- **Stated task**: Quote, without change, all of the lines that follow.

- **Given material**:
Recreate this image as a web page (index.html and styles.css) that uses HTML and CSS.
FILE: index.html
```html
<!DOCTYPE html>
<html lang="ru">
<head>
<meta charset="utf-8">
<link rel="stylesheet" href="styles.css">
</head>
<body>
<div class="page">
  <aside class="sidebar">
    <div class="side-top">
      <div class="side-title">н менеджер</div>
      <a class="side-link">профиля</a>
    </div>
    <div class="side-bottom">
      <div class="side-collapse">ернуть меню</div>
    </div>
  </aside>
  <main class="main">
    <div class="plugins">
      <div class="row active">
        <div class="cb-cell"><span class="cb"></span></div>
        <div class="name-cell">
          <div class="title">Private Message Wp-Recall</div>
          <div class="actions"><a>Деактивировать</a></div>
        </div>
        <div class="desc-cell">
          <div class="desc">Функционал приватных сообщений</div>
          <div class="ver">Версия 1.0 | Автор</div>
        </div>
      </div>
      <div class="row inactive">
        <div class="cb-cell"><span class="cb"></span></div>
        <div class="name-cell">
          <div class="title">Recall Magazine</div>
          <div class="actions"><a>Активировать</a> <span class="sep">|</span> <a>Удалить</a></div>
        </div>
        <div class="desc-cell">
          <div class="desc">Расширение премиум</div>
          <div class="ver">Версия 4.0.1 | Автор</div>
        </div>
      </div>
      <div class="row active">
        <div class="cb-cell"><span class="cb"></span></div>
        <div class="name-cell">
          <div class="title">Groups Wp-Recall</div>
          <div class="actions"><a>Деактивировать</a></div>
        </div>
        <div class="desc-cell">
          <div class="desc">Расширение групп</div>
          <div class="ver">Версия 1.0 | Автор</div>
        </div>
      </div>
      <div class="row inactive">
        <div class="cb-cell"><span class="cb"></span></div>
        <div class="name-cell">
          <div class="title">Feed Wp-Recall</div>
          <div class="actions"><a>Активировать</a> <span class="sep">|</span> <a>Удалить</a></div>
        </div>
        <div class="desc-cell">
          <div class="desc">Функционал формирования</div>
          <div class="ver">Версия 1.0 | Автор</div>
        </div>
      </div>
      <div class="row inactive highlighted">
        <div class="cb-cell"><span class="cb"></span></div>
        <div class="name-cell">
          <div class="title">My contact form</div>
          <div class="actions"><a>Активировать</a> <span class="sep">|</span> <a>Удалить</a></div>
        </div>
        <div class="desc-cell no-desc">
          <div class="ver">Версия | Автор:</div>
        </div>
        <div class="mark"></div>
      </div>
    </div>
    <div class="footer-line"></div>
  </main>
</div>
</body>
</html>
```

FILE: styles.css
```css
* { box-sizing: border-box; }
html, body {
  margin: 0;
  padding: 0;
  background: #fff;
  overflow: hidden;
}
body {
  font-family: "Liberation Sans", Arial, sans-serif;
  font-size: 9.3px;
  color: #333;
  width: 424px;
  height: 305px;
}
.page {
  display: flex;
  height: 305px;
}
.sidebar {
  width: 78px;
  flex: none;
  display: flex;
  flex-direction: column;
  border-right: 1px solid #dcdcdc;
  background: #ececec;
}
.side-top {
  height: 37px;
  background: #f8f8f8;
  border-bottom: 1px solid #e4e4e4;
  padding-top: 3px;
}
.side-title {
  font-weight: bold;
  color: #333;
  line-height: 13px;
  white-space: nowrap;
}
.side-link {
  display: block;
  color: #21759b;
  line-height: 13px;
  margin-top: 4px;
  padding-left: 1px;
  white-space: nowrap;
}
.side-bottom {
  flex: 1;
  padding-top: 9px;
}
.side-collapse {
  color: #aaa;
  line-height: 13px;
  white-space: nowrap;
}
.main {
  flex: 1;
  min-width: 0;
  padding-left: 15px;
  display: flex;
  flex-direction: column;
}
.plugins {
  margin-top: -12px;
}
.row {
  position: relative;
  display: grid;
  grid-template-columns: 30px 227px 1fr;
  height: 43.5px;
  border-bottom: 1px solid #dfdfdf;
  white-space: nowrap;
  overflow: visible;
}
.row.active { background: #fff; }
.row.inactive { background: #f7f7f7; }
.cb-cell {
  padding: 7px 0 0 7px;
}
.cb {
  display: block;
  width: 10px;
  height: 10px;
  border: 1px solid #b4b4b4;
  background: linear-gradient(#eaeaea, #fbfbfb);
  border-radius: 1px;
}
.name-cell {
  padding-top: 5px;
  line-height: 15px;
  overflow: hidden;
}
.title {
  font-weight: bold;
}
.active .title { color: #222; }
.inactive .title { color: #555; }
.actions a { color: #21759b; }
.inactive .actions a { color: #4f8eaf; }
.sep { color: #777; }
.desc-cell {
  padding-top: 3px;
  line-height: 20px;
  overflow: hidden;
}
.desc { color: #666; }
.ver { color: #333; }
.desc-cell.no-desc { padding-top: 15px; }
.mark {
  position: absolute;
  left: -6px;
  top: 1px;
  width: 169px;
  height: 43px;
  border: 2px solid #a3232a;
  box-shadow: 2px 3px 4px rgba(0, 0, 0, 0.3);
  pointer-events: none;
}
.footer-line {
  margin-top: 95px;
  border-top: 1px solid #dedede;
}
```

- **Answer below**:
Recreate this image as a web page (index.html and styles.css) that uses HTML and CSS.
FILE: index.html
```html
<!DOCTYPE html>
<html lang="ru">
<head>
<meta charset="utf-8">
<link rel="stylesheet" href="styles.css">
</head>
<body>
<div class="page">
  <aside class="sidebar">
    <div class="side-top">
      <div class="side-title">н менеджер</div>
      <a class="side-link">профиля</a>
    </div>
    <div class="side-bottom">
      <div class="side-collapse">ернуть меню</div>
    </div>
  </aside>
  <main class="main">
    <div class="plugins">
      <div class="row active">
        <div class="cb-cell"><span class="cb"></span></div>
        <div class="name-cell">
          <div class="title">Private Message Wp-Recall</div>
          <div class="actions"><a>Деактивировать</a></div>
        </div>
        <div class="desc-cell">
          <div class="desc">Функционал приватных сообщений</div>
          <div class="ver">Версия 1.0 | Автор</div>
        </div>
      </div>
      <div class="row inactive">
        <div class="cb-cell"><span class="cb"></span></div>
        <div class="name-cell">
          <div class="title">Recall Magazine</div>
          <div class="actions"><a>Активировать</a> <span class="sep">|</span> <a>Удалить</a></div>
        </div>
        <div class="desc-cell">
          <div class="desc">Расширение премиум</div>
          <div class="ver">Версия 4.0.1 | Автор</div>
        </div>
      </div>
      <div class="row active">
        <div class="cb-cell"><span class="cb"></span></div>
        <div class="name-cell">
          <div class="title">Groups Wp-Recall</div>
          <div class="actions"><a>Деактивировать</a></div>
        </div>
        <div class="desc-cell">
          <div class="desc">Расширение групп</div>
          <div class="ver">Версия 1.0 | Автор</div>
        </div>
      </div>
      <div class="row inactive">
        <div class="cb-cell"><span class="cb"></span></div>
        <div class="name-cell">
          <div class="title">Feed Wp-Recall</div>
          <div class="actions"><a>Активировать</a> <span class="sep">|</span> <a>Удалить</a></div>
        </div>
        <div class="desc-cell">
          <div class="desc">Функционал формирования</div>
          <div class="ver">Версия 1.0 | Автор</div>
        </div>
      </div>
      <div class="row inactive highlighted">
        <div class="cb-cell"><span class="cb"></span></div>
        <div class="name-cell">
          <div class="title">My contact form</div>
          <div class="actions"><a>Активировать</a> <span class="sep">|</span> <a>Удалить</a></div>
        </div>
        <div class="desc-cell no-desc">
          <div class="ver">Версия | Автор:</div>
        </div>
        <div class="mark"></div>
      </div>
    </div>
    <div class="footer-line"></div>
  </main>
</div>
</body>
</html>
```

FILE: styles.css
```css
* { box-sizing: border-box; }
html, body {
  margin: 0;
  padding: 0;
  background: #fff;
  overflow: hidden;
}
body {
  font-family: "Liberation Sans", Arial, sans-serif;
  font-size: 9.3px;
  color: #333;
  width: 424px;
  height: 305px;
}
.page {
  display: flex;
  height: 305px;
}
.sidebar {
  width: 78px;
  flex: none;
  display: flex;
  flex-direction: column;
  border-right: 1px solid #dcdcdc;
  background: #ececec;
}
.side-top {
  height: 37px;
  background: #f8f8f8;
  border-bottom: 1px solid #e4e4e4;
  padding-top: 3px;
}
.side-title {
  font-weight: bold;
  color: #333;
  line-height: 13px;
  white-space: nowrap;
}
.side-link {
  display: block;
  color: #21759b;
  line-height: 13px;
  margin-top: 4px;
  padding-left: 1px;
  white-space: nowrap;
}
.side-bottom {
  flex: 1;
  padding-top: 9px;
}
.side-collapse {
  color: #aaa;
  line-height: 13px;
  white-space: nowrap;
}
.main {
  flex: 1;
  min-width: 0;
  padding-left: 15px;
  display: flex;
  flex-direction: column;
}
.plugins {
  margin-top: -12px;
}
.row {
  position: relative;
  display: grid;
  grid-template-columns: 30px 227px 1fr;
  height: 43.5px;
  border-bottom: 1px solid #dfdfdf;
  white-space: nowrap;
  overflow: visible;
}
.row.active { background: #fff; }
.row.inactive { background: #f7f7f7; }
.cb-cell {
  padding: 7px 0 0 7px;
}
.cb {
  display: block;
  width: 10px;
  height: 10px;
  border: 1px solid #b4b4b4;
  background: linear-gradient(#eaeaea, #fbfbfb);
  border-radius: 1px;
}
.name-cell {
  padding-top: 5px;
  line-height: 15px;
  overflow: hidden;
}
.title {
  font-weight: bold;
}
.active .title { color: #222; }
.inactive .title { color: #555; }
.actions a { color: #21759b; }
.inactive .actions a { color: #4f8eaf; }
.sep { color: #777; }
.desc-cell {
  padding-top: 3px;
  line-height: 20px;
  overflow: hidden;
}
.desc { color: #666; }
.ver { color: #333; }
.desc-cell.no-desc { padding-top: 15px; }
.mark {
  position: absolute;
  left: -6px;
  top: 1px;
  width: 169px;
  height: 43px;
  border: 2px solid #a3232a;
  box-shadow: 2px 3px 4px rgba(0, 0, 0, 0.3);
  pointer-events: none;
}
.footer-line {
  margin-top: 95px;
  border-top: 1px solid #dedede;
}
```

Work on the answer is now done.